$90,750 USD | Sold
| Hershey, Pennsylvania
- Offered from the Collection of Les Holden
- An incredible original example with sympathetic mechanical rejuvenation
- Well-documented history and maintenance
- An exceptional Brass Buick of quality and distinction
One of the finest-preserved examples of its kind extant, this remarkable Model 17 was purchased new in 1910 by Jeremiah M. Hare of Delphos, Kansas, from the dealership in nearby Concordia; original 1915 and 1921 Kansas registrations in Mr. Hare’s name remain in the file. Around the time of the second registration, Mr. Hare’s son made him park the car in the family barn because “Grandpa” was driving it too fast around their wheat farm. There it sat, with 7,200 original miles recorded, for the next six decades.
In October 1981, Mr. Hare’s grandsons, Wilford and Wendell Hare, advertised the Buick in Hemmings Motor News. Clyde Sinclair of Olympia, Washington, spotted the ad and made arrangements to visit and inspect the car on the way home from Hershey that year. Impressed with the Buick’s remarkable original and intact condition, the Sinclairs subsequently visited Wendell Hare in Boulder, Colorado, beginning a long process of negotiations that eventually ended with their acquisition of the car in April 1982. The collection of the Buick was a 3,993-mile round trip, in which Mr. Sinclair flew to Boulder, gave half the money to one Hare scion, then flew on to Salina, Kansas, picked up a used Ryder van, and drove on to Delphos where he paid the remaining grandson and finally collected the Buick. As his wife bemusedly recounted, upon arrival home in Olympia, “restoration started that afternoon.”
The “restoration”, however, wasn’t; rather, the Buick was very sympathetically cleaned and serviced, preserving as many of its untouched features as possible. This same condition was carefully maintained by Les Holden after he bought the car from the Sinclairs in the fall of 1998. The wooden body and chassis retain their original finishes, down to the pinstripe on the frame, and the wheels have their original paint. The canvas top has been replaced while the interior remains original except for the seat cushions, reupholstered in matching leather; the brass door handles and robe rail remain in place.

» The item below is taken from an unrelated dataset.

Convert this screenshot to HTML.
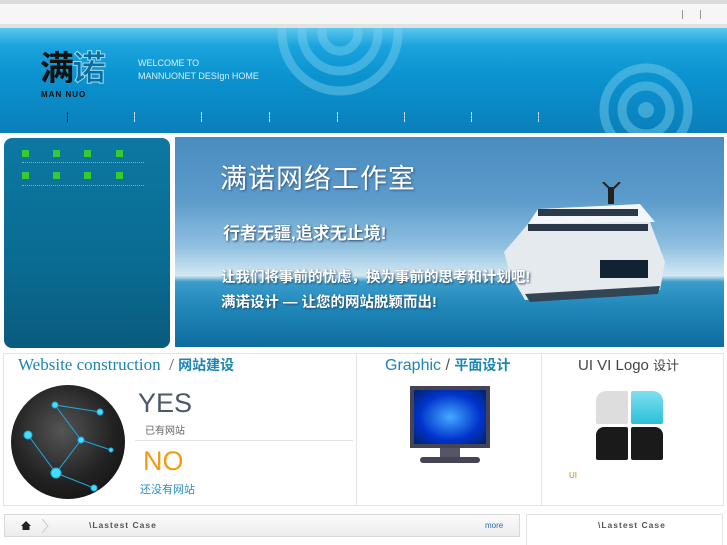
<!DOCTYPE html>
<html><head><meta charset="utf-8"><style>
*{margin:0;padding:0;box-sizing:border-box}
body{width:727px;height:545px;overflow:hidden;background:#fff;font-family:"Liberation Sans","Noto Sans CJK SC",sans-serif;position:relative}
.a{position:absolute}
.cn{font-family:"Liberation Sans","Noto Sans CJK SC",sans-serif}
</style></head><body>
<div class="a" style="left:0;top:0;width:727px;height:4px;background:#dcdcdc"></div>
<div class="a" style="left:0;top:4px;width:727px;height:21px;background:#f6f6f6"></div>
<div class="a" style="left:0;top:24px;width:727px;height:4px;background:#e2e2e2"></div>
<div class="a" style="left:682px;top:10px;width:1px;height:9px;background:#999"></div>
<div class="a" style="left:700px;top:10px;width:1px;height:9px;background:#999"></div>
<!-- header -->
<div class="a" style="left:0;top:28px;width:727px;height:105px;background:linear-gradient(#5ac6ee 0px,#1aa3dc 18px,#0a92cf 50px,#0a7fba 105px);overflow:hidden">
 <svg class="a" style="left:0;top:0" width="727" height="105">
  <g fill="none" stroke="#7fd0f0" stroke-opacity=".45" stroke-width="9">
   <circle cx="340" cy="5" r="58"/><circle cx="340" cy="5" r="38"/><circle cx="340" cy="5" r="18"/>
   <circle cx="646" cy="82" r="42"/><circle cx="646" cy="82" r="24"/>
  </g>
  <circle cx="646" cy="82" r="8" fill="#7fd0f0" fill-opacity=".45"/>
 </svg>
 <div class="a cn" style="left:40px;top:22px;font-size:34px;font-weight:bold;letter-spacing:-2px;color:#111;line-height:38px">满<span style="color:#0a6d9e;-webkit-text-stroke:1px #9fdcf5">诺</span></div>
 <div class="a" style="left:41px;top:62px;font-size:8px;font-weight:bold;color:#111;letter-spacing:1px">MAN NUO</div>
 <div class="a" style="left:138px;top:29px;font-size:9px;color:#d8f0fb;line-height:13px">WELCOME TO<br>MANNUONET DESIgn HOME</div>
</div>
<div class="a" style="left:0;top:110px;width:727px;height:14px">
 <div class="a" style="left:67px;top:2px;border-left:1px dashed #123;height:10px"></div>
 <div class="a" style="left:134px;top:2px;border-left:1px dashed #cde;height:10px"></div>
 <div class="a" style="left:201px;top:2px;border-left:1px dashed #cde;height:10px"></div>
 <div class="a" style="left:269px;top:2px;border-left:1px dashed #cde;height:10px"></div>
 <div class="a" style="left:337px;top:2px;border-left:1px dashed #cde;height:10px"></div>
 <div class="a" style="left:404px;top:2px;border-left:1px dashed #cde;height:10px"></div>
 <div class="a" style="left:471px;top:2px;border-left:1px dashed #cde;height:10px"></div>
 <div class="a" style="left:538px;top:2px;border-left:1px dashed #cde;height:10px"></div>
</div>
<!-- left panel -->
<div class="a" style="left:4px;top:138px;width:166px;height:210px;border-radius:8px;background:linear-gradient(#0c78a2,#0a6b92 60%,#095b7d)"></div>
<div class="a" style="left:22px;top:150px">
 <div class="a" style="left:0;top:0;width:7px;height:7px;background:#3c3"></div>
 <div class="a" style="left:31px;top:0;width:7px;height:7px;background:#3c3"></div>
 <div class="a" style="left:62px;top:0;width:7px;height:7px;background:#3c3"></div>
 <div class="a" style="left:94px;top:0;width:7px;height:7px;background:#3c3"></div>
 <div class="a" style="left:0;top:22px;width:7px;height:7px;background:#3c3"></div>
 <div class="a" style="left:31px;top:22px;width:7px;height:7px;background:#3c3"></div>
 <div class="a" style="left:62px;top:22px;width:7px;height:7px;background:#3c3"></div>
 <div class="a" style="left:94px;top:22px;width:7px;height:7px;background:#3c3"></div>
 <div class="a" style="left:0;top:12px;width:122px;border-top:1px dotted #7fb0c8"></div>
 <div class="a" style="left:0;top:35px;width:122px;border-top:1px dotted #7fb0c8"></div>
</div>
<!-- banner -->
<div class="a" style="left:175px;top:137px;width:549px;height:210px;overflow:hidden;background:linear-gradient(#4a8cc0 0%,#5c9bcb 30%,#8fc0e0 52%,#d4e8f2 66%,#3a9ccb 69%,#1f86b8 82%,#0f6c9f 100%)">
 <svg class="a" style="left:325px;top:45px" width="170" height="125">
  <path d="M4 70 L28 42 L150 40 L165 80 L160 108 L25 118 L10 92 Z" fill="#e4eaee"/>
  <path d="M28 42 L38 27 L140 22 L155 40 Z" fill="#f4f7f9"/>
  <rect x="38" y="27" width="100" height="7" fill="#2a3a4a"/>
  <rect x="28" y="42" width="120" height="7" fill="#2a3a4a"/>
  <rect x="100" y="78" width="48" height="18" fill="#123"/>
  <path d="M25 112 L160 104 L158 112 L30 120Z" fill="#345"/>
  <rect x="108" y="5" width="6" height="17" fill="#222"/>
  <path d="M103 0 L110 7 M120 0 L113 7" stroke="#222" stroke-width="2"/>
 </svg>
 <div class="a cn" style="left:45px;top:20px;font-size:27px;color:#fff;letter-spacing:1px;text-shadow:1px 1px 2px #357">满诺网络工作室</div>
 <div class="a cn" style="left:48px;top:82px;font-size:17px;color:#fff;font-weight:bold;text-shadow:1px 1px 2px #246">行者无疆,追求无止境!</div>
 <div class="a cn" style="left:46px;top:129px;font-size:14.5px;color:#fff;font-weight:bold;text-shadow:1px 1px 2px #246">让我们将事前的忧虑，换为事前的思考和计划吧!</div>
 <div class="a cn" style="left:46px;top:154px;font-size:14.5px;color:#fff;font-weight:bold;text-shadow:1px 1px 2px #246">满诺设计 — 让您的网站脱颖而出!</div>
</div>
<!-- boxes -->
<div class="a" style="left:3px;top:353px;width:721px;height:153px;border:1px solid #e4e4e4"></div>
<div class="a" style="left:356px;top:353px;width:1px;height:153px;background:#e4e4e4"></div>
<div class="a" style="left:541px;top:353px;width:1px;height:153px;background:#e4e4e4"></div>
<div class="a" style="left:18px;top:355px;font-family:'Liberation Serif',serif;font-size:17px;color:#1b86b3">Website construction <span style="color:#555">&nbsp;/ </span><span class="cn" style="font-size:14px;font-weight:bold;color:#1b86b3;font-family:'Liberation Sans','Noto Sans CJK SC',sans-serif">网站建设</span></div>
<div class="a" style="left:11px;top:385px;width:114px;height:114px;border-radius:50%;background:radial-gradient(circle at 45% 40%,#555,#222 55%,#0b0b0b)"></div>
<svg class="a" style="left:11px;top:385px" width="114" height="114"><g stroke="#2ad" stroke-width="1" fill="#4df"><path d="M44 20 L89 27 M44 20 L70 55 L100 65 M70 55 L45 88 L17 50 M45 88 L83 103" fill="none"/><circle cx="44" cy="20" r="3"/><circle cx="89" cy="27" r="3"/><circle cx="17" cy="50" r="4"/><circle cx="70" cy="55" r="3"/><circle cx="100" cy="65" r="2"/><circle cx="45" cy="88" r="5"/><circle cx="83" cy="103" r="3"/></g></svg>
<div class="a" style="left:138px;top:388px;font-size:27px;color:#4a5868">YES</div>
<div class="a cn" style="left:145px;top:422px;font-size:10px;color:#666">已有网站</div>
<div class="a" style="left:135px;top:440px;width:218px;height:1px;background:#e4e4e4"></div>
<div class="a" style="left:143px;top:446px;font-size:27px;color:#f39a16">NO</div>
<div class="a cn" style="left:140px;top:481px;font-size:11px;color:#2a8fc0">还没有网站</div>
<div class="a" style="left:385px;top:355px;font-size:16px;color:#1b86b3">Graphic<span style="color:#555"> / </span><span class="cn" style="font-size:14px;font-weight:bold">平面设计</span></div>
<div class="a" style="left:410px;top:386px;width:80px;height:62px;background:#445;padding:4px"><div style="width:100%;height:100%;background:radial-gradient(#4af,#03c 60%,#026)"></div></div>
<div class="a" style="left:440px;top:448px;width:20px;height:10px;background:#556"></div>
<div class="a" style="left:420px;top:457px;width:60px;height:6px;border-radius:3px;background:#445"></div>
<div class="a" style="left:578px;top:355px;font-size:15px;color:#444">UI VI Logo <span class="cn" style="font-size:13px">设计</span></div>
<div class="a" style="left:596px;top:391px;width:32px;height:33px;background:#ddd;border-radius:10px 2px 2px 2px"></div>
<div class="a" style="left:631px;top:391px;width:32px;height:33px;background:linear-gradient(#7de0ee,#2bc0d8);border-radius:2px 10px 2px 2px"></div>
<div class="a" style="left:596px;top:427px;width:32px;height:33px;background:#1a1a1a;border-radius:8px 2px 2px 2px"></div>
<div class="a" style="left:631px;top:427px;width:32px;height:33px;background:#1a1a1a;border-radius:2px 8px 2px 2px"></div>
<div class="a" style="left:569px;top:471px;font-size:8px;color:#c80">UI</div>
<!-- bottom -->
<div class="a" style="left:4px;top:514px;width:516px;height:23px;border:1px solid #d8d8d8;background:linear-gradient(#fbfbfb,#ececec)"></div>
<svg class="a" style="left:20px;top:519px" width="30" height="14"><path d="M1 7 L6 2 L11 7 L9.5 7 L9.5 11 L2.5 11 L2.5 7Z" fill="#222"/><path d="M22 0 L28 7 L22 14" fill="none" stroke="#ccc"/></svg>
<div class="a" style="left:89px;top:520px;font-size:8.5px;font-weight:bold;color:#555;letter-spacing:1px">\Lastest Case</div>
<div class="a" style="left:485px;top:521px;font-size:8px;color:#2a6ab0">more</div>
<div class="a" style="left:526px;top:514px;width:197px;height:31px;border:1px solid #e2e2e2;border-bottom:none"></div>
<div class="a" style="left:598px;top:520px;font-size:8.5px;font-weight:bold;color:#555;letter-spacing:1px">\Lastest Case</div>
</body></html>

Further Mr. Holden continued the history of excellent sympathetic maintenance, having the Buick’s crankcase remanufactured, a new muffler and fender braces made in 1998, the water pump rebuilt by Bill Hirsch in 1999, new pistons fitted in 2003, and the carburetor rebuilt by Eugene Tesch in 2019. Accessories include Corcoran brass head, cowl, and tail lamps, as well as a wicker basket trunk, bulb horn, and an eight-day clock. Accompanying are operation and maintenance instructions, and a loose data plate for the American Bosch magneto.
This is, simply, one of the finest surviving original Brass Era Buicks.